Pursuant to the requirements of the Securities Exchange Act of 1934, the registrant has duly caused this report to be signed on its behalf by the undersigned, thereunto duly authorized.

Date: February 18, 2003

 
PETRÓLEO BRASILEIRO S.A--PETROBRAS
By:
/S/  José Sergio Gabrielli de Azevedo

 
José Sergio Gabrielli de Azevedo
Chief Financial Officer and Investor Relations Director
 

 

 
FORWARD-LOOKING STATEMENTS

This press release may contain forward-looking statements. These statements are statements that are not historical facts, and are based on management's current view and estimates offuture economic circumstances, industry conditions, company performance and financial results. The words "anticipates", "believes", "estimates", "expects", "plans" and similar expressions, as they relate to the company, are intended to identify forward-looking statements.

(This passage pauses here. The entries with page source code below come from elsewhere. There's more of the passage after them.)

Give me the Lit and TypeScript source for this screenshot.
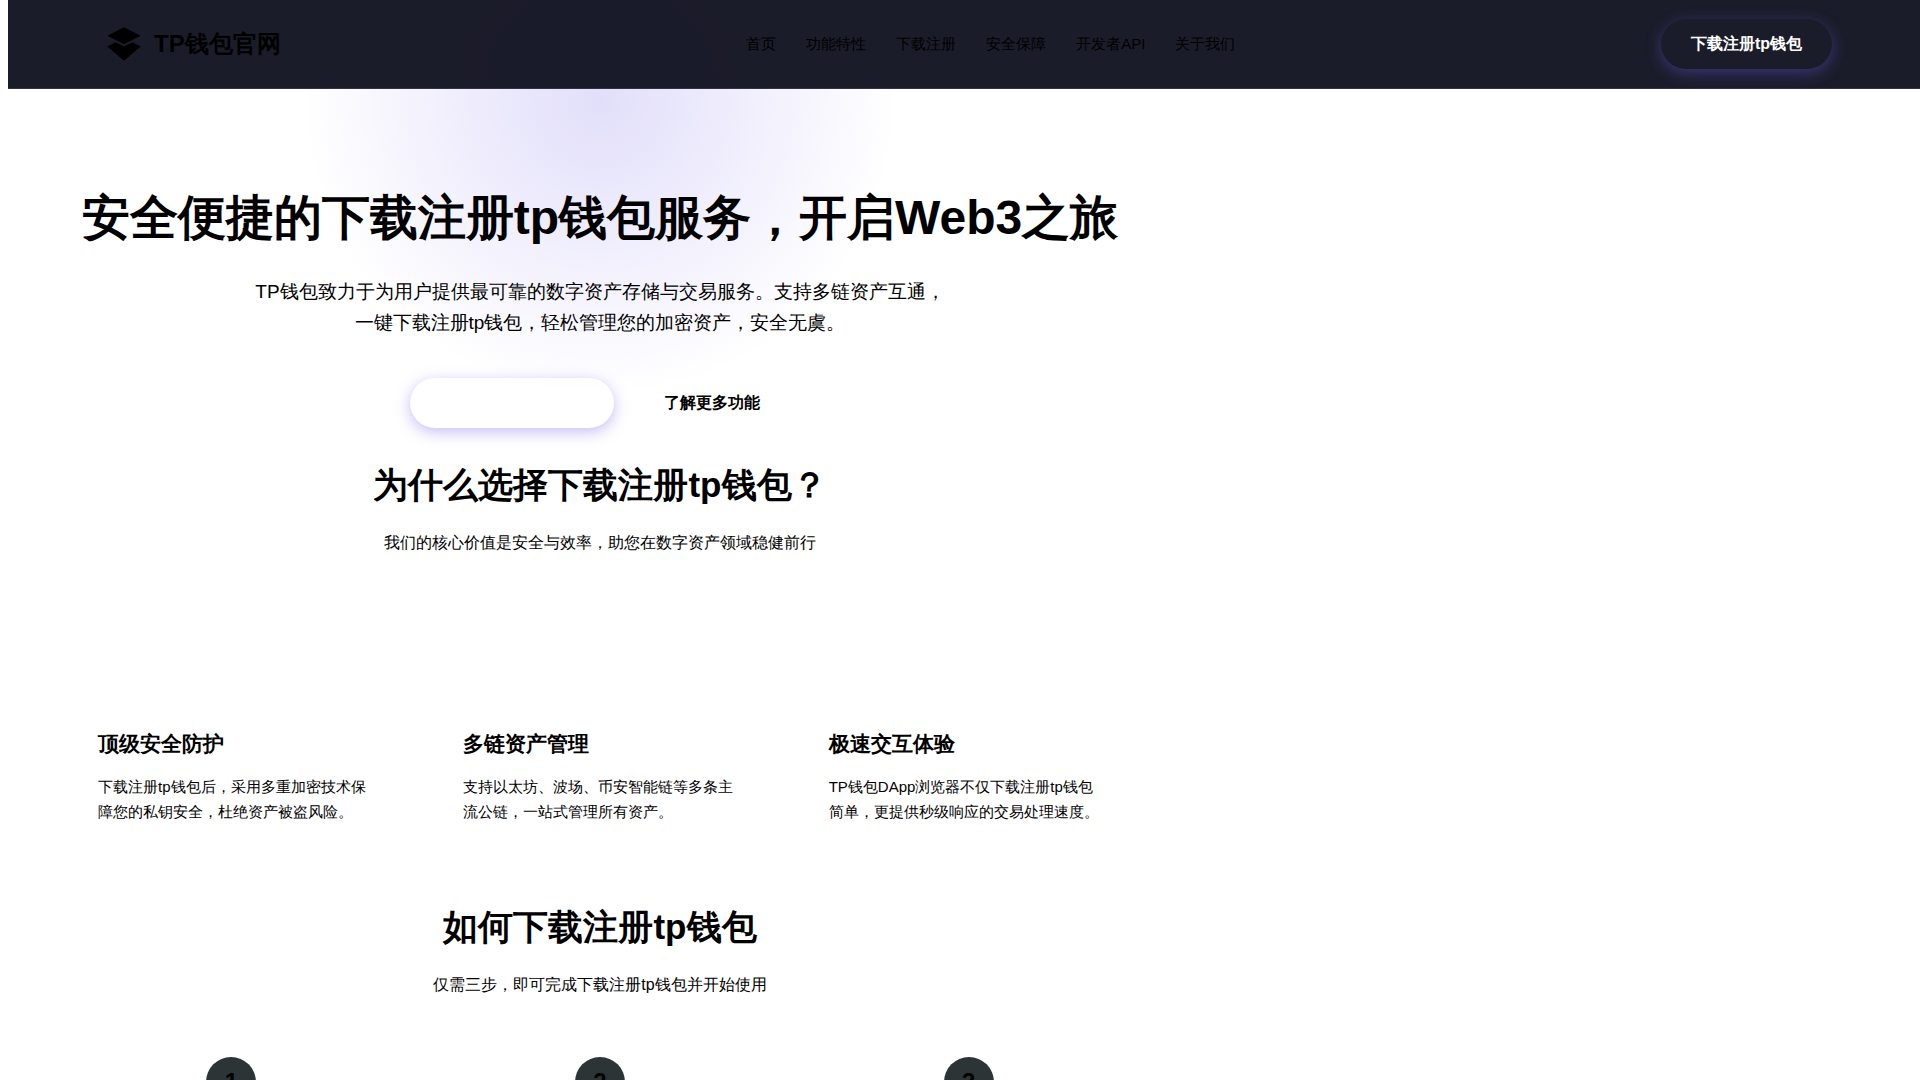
import { LitElement, html, css } from "lit";
import { customElement } from "lit/decorators.js";

const NAV = ["首页", "功能特性", "下载注册", "安全保障", "开发者API", "关于我们"];

const FEATURES = [
  { title: "顶级安全防护", text: "下载注册tp钱包后，采用多重加密技术保障您的私钥安全，杜绝资产被盗风险。" },
  { title: "多链资产管理", text: "支持以太坊、波场、币安智能链等多条主流公链，一站式管理所有资产。" },
  { title: "极速交互体验", text: "TP钱包DApp浏览器不仅下载注册tp钱包简单，更提供秒级响应的交易处理速度。" },
];

const STEPS = [1, 2, 3];

@customElement("app-root")
export class AppRoot extends LitElement {
  static styles = css`
    :host {
      display: block;
      min-height: 100vh;
      background: #fff;
      color: #000;
      font-family: "Liberation Sans", sans-serif;
      font-size: 16px;
      line-height: 26px;
      overflow-x: clip;
    }
    h1, h2, h3, p, ul, ol {
      margin: 0;
      padding: 0;
    }
    ul, ol {
      list-style: none;
    }
    a {
      color: inherit;
      text-decoration: none;
    }
    .header {
      position: relative;
      z-index: 1;
      display: flex;
      align-items: center;
      justify-content: space-between;
      margin-left: 8px;
      padding: 19px 88px 19px 96px;
      background: rgba(15, 16, 31, 0.95);
      border-bottom: 1px solid rgba(255, 255, 255, 0.1);
    }
    .logo {
      display: flex;
      align-items: center;
      gap: 10px;
      font-size: 24px;
      font-weight: 700;
    }
    .logo-mark {
      width: 40px;
      height: 40px;
      fill: currentColor;
    }
    .nav {
      display: flex;
      flex-wrap: wrap;
      gap: 30px;
      padding-left: 40px;
      font-size: 15px;
    }
    .btn {
      box-sizing: border-box;
      padding: 12px 30px;
      border: 0;
      border-radius: 50px;
      background: transparent;
      color: inherit;
      font: inherit;
      font-weight: 700;
      cursor: pointer;
    }
    .btn-primary {
      color: #fff;
      box-shadow: 0 4px 15px rgba(108, 92, 231, 0.4);
    }
    .main {
      position: relative;
      max-width: 1184px;
      margin-left: 8px;
    }
    .glow {
      position: absolute;
      top: -290px;
      left: 50%;
      width: 600px;
      height: 600px;
      margin-left: -300px;
      background: radial-gradient(circle, rgba(108, 92, 231, 0.2) 0%, transparent 70%);
      pointer-events: none;
    }
    .section {
      position: relative;
      padding: 0 59px;
      text-align: center;
    }
    .hero {
      padding-top: 99px;
    }
    .hero-title {
      font-size: 48px;
      line-height: 60px;
    }
    .hero-text {
      max-width: 700px;
      margin: 28px auto 40px;
      font-size: 19px;
      line-height: 31px;
    }
    .actions {
      display: flex;
      flex-wrap: wrap;
      justify-content: center;
      gap: 20px;
    }
    .intro {
      padding-top: 29px;
    }
    .section-title {
      margin-bottom: 17px;
      font-size: 35px;
      line-height: 56px;
    }
    .features {
      display: grid;
      grid-template-columns: repeat(3, 1fr);
      gap: 30px;
      padding-top: 141px;
    }
    .card {
      padding: 30px 31px;
      text-align: left;
    }
    .card-title {
      margin-bottom: 13px;
      font-size: 21px;
      line-height: 34px;
    }
    .card-text {
      font-size: 15px;
      line-height: 25px;
    }
    .guide {
      padding-top: 45px;
    }
    .steps {
      display: grid;
      grid-template-columns: repeat(3, 1fr);
      gap: 40px;
      padding-top: 59px;
    }
    .step {
      display: flex;
      justify-content: center;
    }
    .step-number {
      display: flex;
      align-items: center;
      justify-content: center;
      width: 50px;
      height: 50px;
      border-radius: 50%;
      background: #2d3436;
      font-size: 24px;
      font-weight: 700;
    }
  `;

  render() {
    return html`
      <header class="header">
        <a class="logo" href="#">
          <svg class="logo-mark" viewBox="0 0 24 24" aria-hidden="true">
            <path d="M12 2L2 7l10 5 10-5-10-5zm0 9l2.5-1.25L12 8.5l-2.5 1.25L12 11zm0 2.5l-5-2.5-5 2.5L12 22l10-8.5-5-2.5-5 2.5z" />
          </svg>
          <span>TP钱包官网</span>
        </a>
        <nav class="nav">${NAV.map((label) => html`<a href="#">${label}</a>`)}</nav>
        <button class="btn btn-primary">下载注册tp钱包</button>
      </header>
      <main class="main">
        <div class="glow"></div>
        <section class="section hero">
          <h1 class="hero-title">安全便捷的下载注册tp钱包服务，开启Web3之旅</h1>
          <p class="hero-text">
            TP钱包致力于为用户提供最可靠的数字资产存储与交易服务。支持多链资产互通，一键下载注册tp钱包，轻松管理您的加密资产，安全无虞。
          </p>
          <div class="actions">
            <button class="btn btn-primary">立即下载注册tp钱包</button>
            <button class="btn">了解更多功能</button>
          </div>
        </section>
        <section class="section intro">
          <h2 class="section-title">为什么选择下载注册tp钱包？</h2>
          <p>我们的核心价值是安全与效率，助您在数字资产领域稳健前行</p>
        </section>
        <section class="section features">
          ${FEATURES.map(
            (feature) => html`
              <article class="card">
                <h3 class="card-title">${feature.title}</h3>
                <p class="card-text">${feature.text}</p>
              </article>
            `
          )}
        </section>
        <section class="section guide">
          <h2 class="section-title">如何下载注册tp钱包</h2>
          <p>仅需三步，即可完成下载注册tp钱包并开始使用</p>
        </section>
        <ol class="section steps">
          ${STEPS.map((step) => html`<li class="step"><span class="step-number">${step}</span></li>`)}
        </ol>
      </main>
    `;
  }
}
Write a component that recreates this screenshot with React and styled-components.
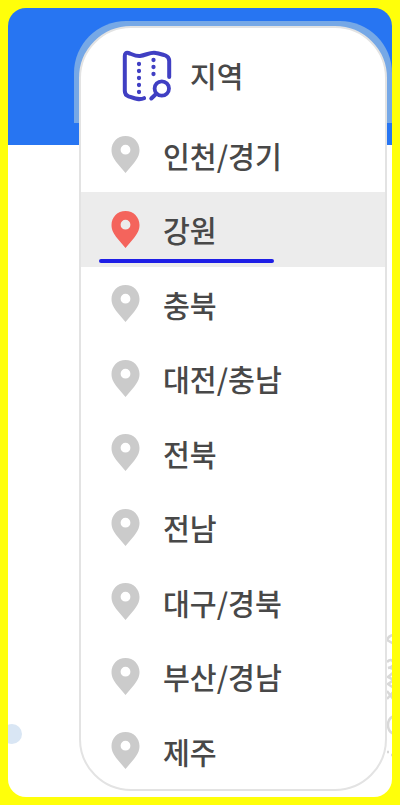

Statements regarding the declaration or payment of dividends, the implementation of principal operating and financing strategies and capital expenditure plans, the direction of future operations and the factors or trends affecting financial condition, liquidity or results of operations are examples of forward-looking statements. Such statements reflect the current views of management and are subject to a number of risks and uncertainties. There is no guarantee that the expected events, trends or results will actually occur. The statements are based on many assumptions and factors, including general economic and market conditions, industry conditions, and operating factors. Any changes in such assumptions or factors could cause actual results to differ materially from current expectations.